Copy out each line of the data that holds the word "screenshot".

Dataset records =>
|---|

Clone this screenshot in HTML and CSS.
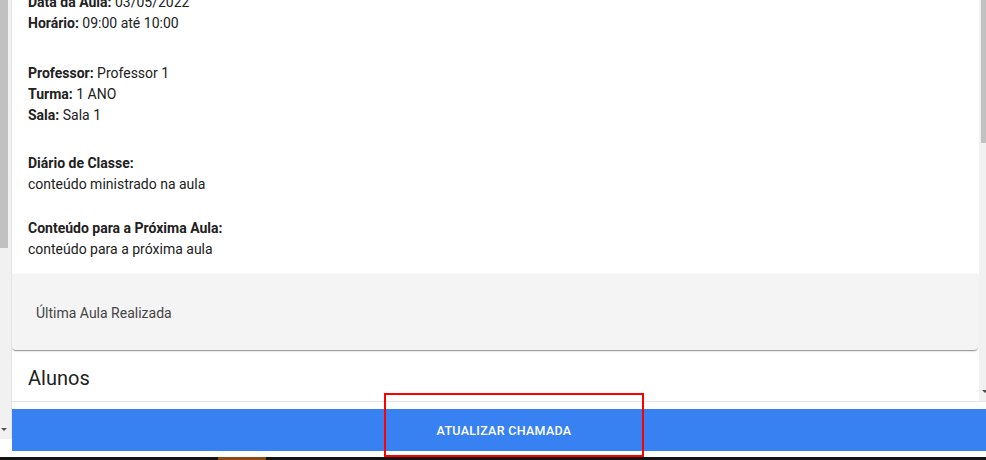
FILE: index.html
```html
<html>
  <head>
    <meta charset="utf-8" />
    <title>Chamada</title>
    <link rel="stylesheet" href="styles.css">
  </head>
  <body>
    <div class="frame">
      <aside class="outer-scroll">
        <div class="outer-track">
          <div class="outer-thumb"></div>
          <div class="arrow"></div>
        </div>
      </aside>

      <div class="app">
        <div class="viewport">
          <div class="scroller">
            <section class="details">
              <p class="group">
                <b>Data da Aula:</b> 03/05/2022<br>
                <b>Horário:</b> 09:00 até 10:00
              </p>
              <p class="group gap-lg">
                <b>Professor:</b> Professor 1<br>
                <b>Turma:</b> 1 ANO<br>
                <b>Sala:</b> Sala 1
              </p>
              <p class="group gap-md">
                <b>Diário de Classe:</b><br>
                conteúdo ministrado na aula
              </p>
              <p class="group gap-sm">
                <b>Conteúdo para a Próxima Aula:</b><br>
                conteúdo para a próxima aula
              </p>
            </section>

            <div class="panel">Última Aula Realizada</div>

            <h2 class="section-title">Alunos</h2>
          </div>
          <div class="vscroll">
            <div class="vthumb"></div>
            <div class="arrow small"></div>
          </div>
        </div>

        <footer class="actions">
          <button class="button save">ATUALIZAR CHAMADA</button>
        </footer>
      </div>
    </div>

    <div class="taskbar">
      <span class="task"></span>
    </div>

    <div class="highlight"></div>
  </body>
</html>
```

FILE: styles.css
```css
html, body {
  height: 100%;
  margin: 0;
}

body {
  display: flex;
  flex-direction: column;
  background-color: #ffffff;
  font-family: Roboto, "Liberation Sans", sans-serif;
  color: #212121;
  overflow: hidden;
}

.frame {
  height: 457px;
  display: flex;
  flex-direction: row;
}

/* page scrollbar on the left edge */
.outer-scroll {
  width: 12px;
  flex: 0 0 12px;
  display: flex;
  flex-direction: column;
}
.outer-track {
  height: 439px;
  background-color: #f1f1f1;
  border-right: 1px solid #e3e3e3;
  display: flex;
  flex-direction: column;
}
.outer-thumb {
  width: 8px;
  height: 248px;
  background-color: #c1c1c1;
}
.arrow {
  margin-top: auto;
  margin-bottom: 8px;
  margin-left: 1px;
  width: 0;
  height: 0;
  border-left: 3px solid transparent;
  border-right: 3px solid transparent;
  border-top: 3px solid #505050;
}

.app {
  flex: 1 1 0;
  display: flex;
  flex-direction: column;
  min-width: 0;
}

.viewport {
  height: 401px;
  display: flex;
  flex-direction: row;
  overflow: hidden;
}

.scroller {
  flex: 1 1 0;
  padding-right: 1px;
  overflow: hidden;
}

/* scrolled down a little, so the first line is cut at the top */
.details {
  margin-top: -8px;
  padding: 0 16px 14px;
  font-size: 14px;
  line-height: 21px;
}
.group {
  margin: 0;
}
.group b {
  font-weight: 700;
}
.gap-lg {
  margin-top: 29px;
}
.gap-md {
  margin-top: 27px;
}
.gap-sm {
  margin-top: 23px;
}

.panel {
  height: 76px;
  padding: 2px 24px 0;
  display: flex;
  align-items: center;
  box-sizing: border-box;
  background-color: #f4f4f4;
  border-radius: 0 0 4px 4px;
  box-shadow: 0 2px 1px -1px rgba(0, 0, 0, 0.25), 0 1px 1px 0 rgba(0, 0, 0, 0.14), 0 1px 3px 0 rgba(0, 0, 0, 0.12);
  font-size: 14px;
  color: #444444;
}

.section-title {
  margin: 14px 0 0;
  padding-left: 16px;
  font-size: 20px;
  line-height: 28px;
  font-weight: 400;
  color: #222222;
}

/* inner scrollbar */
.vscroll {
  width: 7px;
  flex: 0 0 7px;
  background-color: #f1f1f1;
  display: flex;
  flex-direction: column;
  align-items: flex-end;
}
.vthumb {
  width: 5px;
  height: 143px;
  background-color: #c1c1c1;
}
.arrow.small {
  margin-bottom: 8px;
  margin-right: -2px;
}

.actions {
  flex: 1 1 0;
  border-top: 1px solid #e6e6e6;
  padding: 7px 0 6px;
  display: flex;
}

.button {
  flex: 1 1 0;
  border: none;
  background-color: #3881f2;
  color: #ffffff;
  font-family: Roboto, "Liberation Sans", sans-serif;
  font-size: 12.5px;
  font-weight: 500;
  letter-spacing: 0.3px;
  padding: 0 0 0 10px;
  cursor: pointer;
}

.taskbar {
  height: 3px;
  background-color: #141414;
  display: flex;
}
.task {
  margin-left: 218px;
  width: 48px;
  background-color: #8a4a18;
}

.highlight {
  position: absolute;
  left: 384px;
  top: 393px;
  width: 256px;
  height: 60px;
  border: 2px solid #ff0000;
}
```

|---|

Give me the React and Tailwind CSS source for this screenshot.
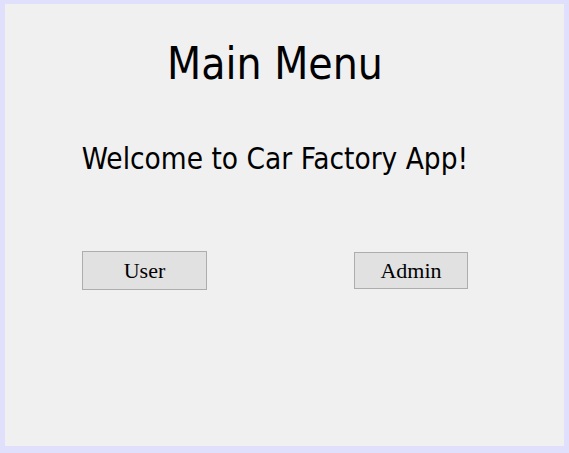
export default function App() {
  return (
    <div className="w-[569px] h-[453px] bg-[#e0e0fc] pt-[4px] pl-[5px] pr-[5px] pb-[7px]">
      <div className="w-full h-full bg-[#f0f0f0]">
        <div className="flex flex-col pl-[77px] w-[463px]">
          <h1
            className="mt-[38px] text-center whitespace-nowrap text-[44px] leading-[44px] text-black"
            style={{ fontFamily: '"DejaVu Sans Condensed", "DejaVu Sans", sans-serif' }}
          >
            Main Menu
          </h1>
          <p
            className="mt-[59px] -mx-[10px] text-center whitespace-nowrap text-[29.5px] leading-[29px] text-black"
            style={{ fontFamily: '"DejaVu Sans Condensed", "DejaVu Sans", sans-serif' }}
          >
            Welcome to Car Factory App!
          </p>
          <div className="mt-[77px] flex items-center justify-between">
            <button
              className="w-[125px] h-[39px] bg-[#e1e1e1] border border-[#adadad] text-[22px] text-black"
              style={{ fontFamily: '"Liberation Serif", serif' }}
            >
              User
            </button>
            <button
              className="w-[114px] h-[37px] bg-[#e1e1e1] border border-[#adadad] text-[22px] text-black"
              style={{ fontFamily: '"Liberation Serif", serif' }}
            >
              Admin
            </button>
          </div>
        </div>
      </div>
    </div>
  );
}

|---|

Written answer =>
Clone this screenshot in HTML and CSS.
Give me the React and Tailwind CSS source for this screenshot.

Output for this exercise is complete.